La Vanguardia. El fin del mundo. Lo sigo. Llegamos al despacho de la encargada de la librería. Una mujer de unos cincuenta años con pechos tan fellinianos que su pálido semblante desaparece tras sus inmensas gafas de montura roja. El coloso permanece ante la puerta. La librera me señala una butaca, frente a su escritorio. No me encuentro muy bien. La excitación se me ha pasado como por ensalmo.

—Hace veinte años que soy librera, y nunca había visto nada semejante. Tenemos cámaras de seguridad y sus desmanes han sido filmados. ¿Tiene usted alguna explicación? ¿Por qué destroza libros? ¡Y además parece que no la toma con cualquier autor! ¿Tiene algo contra la literatura?

—Discúlpeme. He bebido demasiado esta noche. No sé lo que me ha dado. Ha sido de repente. No he elegido expresamente estos autores, sencillamente es que estaban allí, en la mesa. No tengo nada contra la literatura, al contrario, y por supuesto la indemnizaré por los perjuicios. Incluso puede cobrarme un recargo.

—También podría llamar a la policía y denunciarle.

—¿Por un Bolaño?

—¿Por qué un Bolaño, en particular?

—¿Ha leído usted

Estrella distante?

—Claro...

—Y le parece normal que al final del libro Carlos Wieder se pierda entre la bruma, por culpa de la solemne cobardía del autor. Nadie sabrá nunca si el detective Romero lo mató o no lo mató. ¿Cómo se puede sobrevivir a ese enigma?

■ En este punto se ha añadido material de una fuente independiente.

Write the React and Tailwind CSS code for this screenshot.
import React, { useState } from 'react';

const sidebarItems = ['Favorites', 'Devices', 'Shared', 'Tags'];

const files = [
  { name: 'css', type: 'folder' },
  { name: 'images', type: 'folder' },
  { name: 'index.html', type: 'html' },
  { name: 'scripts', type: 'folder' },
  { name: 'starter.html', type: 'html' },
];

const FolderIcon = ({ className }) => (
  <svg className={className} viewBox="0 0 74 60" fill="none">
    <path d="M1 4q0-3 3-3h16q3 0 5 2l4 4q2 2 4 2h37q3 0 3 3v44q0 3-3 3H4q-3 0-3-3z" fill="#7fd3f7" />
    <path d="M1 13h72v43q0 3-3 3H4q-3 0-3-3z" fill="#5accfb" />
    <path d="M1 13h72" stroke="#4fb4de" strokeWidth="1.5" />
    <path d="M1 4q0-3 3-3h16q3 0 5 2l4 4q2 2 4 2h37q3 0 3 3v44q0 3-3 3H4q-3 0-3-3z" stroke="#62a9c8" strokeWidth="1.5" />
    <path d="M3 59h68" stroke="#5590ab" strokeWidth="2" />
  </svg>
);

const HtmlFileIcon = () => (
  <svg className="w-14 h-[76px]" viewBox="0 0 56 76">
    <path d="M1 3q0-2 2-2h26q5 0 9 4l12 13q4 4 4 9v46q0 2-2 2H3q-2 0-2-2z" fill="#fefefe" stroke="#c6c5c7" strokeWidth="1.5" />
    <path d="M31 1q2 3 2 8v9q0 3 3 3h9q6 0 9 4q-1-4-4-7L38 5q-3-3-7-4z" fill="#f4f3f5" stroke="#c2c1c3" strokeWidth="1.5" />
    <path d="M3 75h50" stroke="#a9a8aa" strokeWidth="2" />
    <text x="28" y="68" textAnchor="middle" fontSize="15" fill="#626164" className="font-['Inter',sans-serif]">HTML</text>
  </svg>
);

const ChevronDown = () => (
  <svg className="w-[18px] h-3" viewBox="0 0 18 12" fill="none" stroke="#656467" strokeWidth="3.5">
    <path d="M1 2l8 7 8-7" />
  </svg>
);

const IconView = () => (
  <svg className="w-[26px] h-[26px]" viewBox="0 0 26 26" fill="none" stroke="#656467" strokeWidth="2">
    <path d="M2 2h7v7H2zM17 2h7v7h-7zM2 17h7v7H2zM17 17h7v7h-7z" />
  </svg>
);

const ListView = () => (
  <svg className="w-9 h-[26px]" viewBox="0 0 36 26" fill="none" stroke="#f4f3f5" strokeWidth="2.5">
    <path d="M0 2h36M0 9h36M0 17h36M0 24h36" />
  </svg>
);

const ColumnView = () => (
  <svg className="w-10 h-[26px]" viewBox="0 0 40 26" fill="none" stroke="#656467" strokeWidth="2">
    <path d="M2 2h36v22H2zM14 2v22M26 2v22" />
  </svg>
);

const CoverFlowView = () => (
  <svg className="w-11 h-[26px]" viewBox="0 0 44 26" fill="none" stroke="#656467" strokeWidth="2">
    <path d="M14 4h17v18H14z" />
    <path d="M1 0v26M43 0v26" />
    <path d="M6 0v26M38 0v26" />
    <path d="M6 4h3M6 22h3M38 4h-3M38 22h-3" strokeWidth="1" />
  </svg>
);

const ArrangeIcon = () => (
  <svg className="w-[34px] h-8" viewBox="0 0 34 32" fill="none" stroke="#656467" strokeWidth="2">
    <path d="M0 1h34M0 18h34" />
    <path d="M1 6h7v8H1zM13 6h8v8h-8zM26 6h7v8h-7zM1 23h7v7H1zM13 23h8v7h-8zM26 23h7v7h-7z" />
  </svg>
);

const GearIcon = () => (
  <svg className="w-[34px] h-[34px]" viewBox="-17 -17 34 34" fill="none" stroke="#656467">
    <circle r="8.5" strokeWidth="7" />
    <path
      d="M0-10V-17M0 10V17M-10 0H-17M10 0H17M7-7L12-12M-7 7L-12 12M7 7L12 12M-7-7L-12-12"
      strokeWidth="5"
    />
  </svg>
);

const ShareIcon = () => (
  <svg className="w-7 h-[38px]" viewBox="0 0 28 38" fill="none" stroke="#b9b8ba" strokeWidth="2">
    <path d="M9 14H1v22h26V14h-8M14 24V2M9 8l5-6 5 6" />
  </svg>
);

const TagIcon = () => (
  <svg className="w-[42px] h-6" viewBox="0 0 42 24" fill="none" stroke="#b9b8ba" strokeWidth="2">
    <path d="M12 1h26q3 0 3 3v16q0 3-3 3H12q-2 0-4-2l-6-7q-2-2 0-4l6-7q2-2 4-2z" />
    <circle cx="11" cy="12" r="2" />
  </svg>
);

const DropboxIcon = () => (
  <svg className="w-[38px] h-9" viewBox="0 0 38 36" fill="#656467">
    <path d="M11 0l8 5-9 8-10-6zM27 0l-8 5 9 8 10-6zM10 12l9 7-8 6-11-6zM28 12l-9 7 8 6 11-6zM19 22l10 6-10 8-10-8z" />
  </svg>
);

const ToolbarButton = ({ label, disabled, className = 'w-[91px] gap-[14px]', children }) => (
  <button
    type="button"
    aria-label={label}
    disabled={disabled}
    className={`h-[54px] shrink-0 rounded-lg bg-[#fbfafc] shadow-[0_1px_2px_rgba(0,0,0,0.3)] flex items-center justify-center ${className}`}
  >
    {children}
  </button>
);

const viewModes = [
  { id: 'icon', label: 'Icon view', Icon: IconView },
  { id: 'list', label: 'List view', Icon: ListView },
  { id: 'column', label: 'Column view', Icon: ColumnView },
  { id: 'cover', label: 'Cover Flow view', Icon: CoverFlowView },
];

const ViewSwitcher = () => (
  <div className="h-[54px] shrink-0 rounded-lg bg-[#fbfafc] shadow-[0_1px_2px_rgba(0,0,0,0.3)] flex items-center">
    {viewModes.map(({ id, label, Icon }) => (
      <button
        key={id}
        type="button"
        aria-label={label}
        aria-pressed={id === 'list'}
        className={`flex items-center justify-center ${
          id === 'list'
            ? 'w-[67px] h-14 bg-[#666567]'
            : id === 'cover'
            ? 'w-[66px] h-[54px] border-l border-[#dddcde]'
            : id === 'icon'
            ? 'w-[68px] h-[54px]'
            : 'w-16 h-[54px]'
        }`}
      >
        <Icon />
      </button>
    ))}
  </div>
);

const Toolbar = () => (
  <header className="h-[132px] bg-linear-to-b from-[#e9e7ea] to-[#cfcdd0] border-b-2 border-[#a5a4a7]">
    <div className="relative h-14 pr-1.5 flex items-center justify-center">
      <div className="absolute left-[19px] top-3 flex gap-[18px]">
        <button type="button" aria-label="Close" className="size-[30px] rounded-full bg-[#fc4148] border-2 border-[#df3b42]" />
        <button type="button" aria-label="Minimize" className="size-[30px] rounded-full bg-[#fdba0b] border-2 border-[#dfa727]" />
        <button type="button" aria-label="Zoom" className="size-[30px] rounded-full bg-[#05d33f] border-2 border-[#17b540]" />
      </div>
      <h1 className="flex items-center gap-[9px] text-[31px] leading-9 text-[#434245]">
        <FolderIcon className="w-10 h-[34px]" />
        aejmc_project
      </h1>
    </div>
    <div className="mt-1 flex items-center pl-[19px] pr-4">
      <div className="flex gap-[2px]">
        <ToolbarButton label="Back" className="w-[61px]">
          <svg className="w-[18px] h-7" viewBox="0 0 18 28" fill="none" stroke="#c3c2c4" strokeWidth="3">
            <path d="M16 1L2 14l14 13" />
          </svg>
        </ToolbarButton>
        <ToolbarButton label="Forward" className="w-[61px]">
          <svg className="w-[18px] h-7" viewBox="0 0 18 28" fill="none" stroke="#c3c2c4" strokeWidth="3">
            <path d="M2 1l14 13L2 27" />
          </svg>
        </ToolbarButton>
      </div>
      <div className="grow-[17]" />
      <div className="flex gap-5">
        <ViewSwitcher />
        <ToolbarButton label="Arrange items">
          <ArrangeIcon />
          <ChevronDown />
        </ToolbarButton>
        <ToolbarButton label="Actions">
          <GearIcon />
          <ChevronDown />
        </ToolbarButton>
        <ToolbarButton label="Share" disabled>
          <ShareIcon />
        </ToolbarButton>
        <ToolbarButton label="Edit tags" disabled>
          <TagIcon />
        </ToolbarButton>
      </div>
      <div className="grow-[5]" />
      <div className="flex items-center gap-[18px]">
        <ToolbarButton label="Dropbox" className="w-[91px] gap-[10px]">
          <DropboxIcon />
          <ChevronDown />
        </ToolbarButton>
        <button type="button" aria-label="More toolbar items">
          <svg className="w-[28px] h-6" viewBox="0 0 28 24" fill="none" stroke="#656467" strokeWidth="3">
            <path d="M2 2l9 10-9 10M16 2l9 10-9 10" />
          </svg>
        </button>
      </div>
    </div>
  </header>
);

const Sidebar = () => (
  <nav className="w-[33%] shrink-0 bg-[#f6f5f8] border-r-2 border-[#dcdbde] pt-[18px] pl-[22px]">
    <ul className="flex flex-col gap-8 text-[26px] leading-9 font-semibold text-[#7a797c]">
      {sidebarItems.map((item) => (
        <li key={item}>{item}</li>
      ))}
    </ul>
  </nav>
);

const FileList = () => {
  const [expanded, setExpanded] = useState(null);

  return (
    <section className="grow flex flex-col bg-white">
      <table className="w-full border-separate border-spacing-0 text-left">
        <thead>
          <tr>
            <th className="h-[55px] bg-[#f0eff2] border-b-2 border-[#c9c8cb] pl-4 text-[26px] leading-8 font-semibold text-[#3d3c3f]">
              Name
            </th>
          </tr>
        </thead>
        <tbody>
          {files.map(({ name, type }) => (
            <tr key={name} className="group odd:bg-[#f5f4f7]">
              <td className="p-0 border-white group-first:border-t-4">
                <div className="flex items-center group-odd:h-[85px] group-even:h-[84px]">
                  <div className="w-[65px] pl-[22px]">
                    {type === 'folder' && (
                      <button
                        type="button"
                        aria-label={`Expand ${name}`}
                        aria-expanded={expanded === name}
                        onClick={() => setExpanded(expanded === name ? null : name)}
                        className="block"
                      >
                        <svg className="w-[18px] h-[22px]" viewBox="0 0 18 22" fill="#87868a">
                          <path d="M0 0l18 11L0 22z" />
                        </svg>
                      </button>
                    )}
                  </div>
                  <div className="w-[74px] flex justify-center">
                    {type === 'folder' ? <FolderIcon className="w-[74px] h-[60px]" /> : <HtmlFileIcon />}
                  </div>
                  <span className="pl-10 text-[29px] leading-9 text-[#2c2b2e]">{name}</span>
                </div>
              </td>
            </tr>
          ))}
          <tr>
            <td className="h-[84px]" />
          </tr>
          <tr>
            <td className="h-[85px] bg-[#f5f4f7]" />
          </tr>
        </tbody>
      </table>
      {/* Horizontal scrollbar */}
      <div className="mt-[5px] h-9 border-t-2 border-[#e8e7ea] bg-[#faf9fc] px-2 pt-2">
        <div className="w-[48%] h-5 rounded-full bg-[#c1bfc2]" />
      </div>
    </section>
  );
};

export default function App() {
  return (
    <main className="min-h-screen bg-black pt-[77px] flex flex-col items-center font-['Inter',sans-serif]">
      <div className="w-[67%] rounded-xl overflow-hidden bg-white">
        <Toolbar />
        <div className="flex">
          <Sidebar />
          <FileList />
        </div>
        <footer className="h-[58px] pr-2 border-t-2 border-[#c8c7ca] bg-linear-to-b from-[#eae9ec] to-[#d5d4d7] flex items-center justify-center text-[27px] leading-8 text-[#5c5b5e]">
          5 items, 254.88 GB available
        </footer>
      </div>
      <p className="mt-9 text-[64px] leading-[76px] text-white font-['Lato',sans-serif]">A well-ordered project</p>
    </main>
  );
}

La librera no pudo por menos de sonreír alzando las cejas.

Encendió un cigarrillo mirándome con atención.

—¿Y eso es lo que le ha llevado a destruir su libro?

—¡He obrado por idealismo literario!

—¿Y qué le reprocha a Vila-Matas?

—El final terrible de

El viaje vertical.

—No recuerdo muy bien cómo sale del paso Mayol...

—Sale del paso, como acertadamente dice usted, mediante una pirueta de lo más desagradable... Una línea de diálogo: «—Al fin—, murmuró Mayol.»

—Más bien genial para ser la frase final...

—Me temo que no podemos entendernos.

—¿Y Fresán?

—Lo suyo es un insulto general al arte de la novela.

—¿Qué quiere usted decir?

—¡Pero si su personaje es una ciudad!

—Sí, México, es brillante.

—Brillante... Brillante... Si eso es cuanto espera de la literatura, debería cambiar de profesión, ¡qué sé yo, hacerse nodriza, con el pecho que tiene!

—¿No cree que se pasa un poco de la raya?

—Las relaciones humanas no son lo mío.

—¿A qué se dedica?

—Soy profesor de literatura en la universidad.

—¡Ah!

—Por eso le pido un poco de indulgencia. He actuado bajo el efecto del alcohol.

—Bien, escuche, ni siquiera voy a preguntarle su nombre ni a pedirle el carné de identidad. Pongamos que ha tenido un mal día. Corramos un tupido velo. Al fin y al cabo, si bien no comulgo con usted respecto a Fresán y a Vila-Matas, debo reconocer que sentí una pequeña frustración con el final de

Estrella distante.

—Gracias por confesármelo, me reconforta.

—Sólo le pediré que pague los libros que ha destrozado.

Salí aliviado de la librería. Mi intenso desfogue me había costado unos doscientos euros, y había obtenido el perdón de una librera que, en ese mismo instante, quizá estuviese contaminada a su vez por el síndrome Enigma. ¡Ah! ¡Ojalá ese «virus» pudiera propagarse, alcanzar toda la ciudad, Europa, el planeta!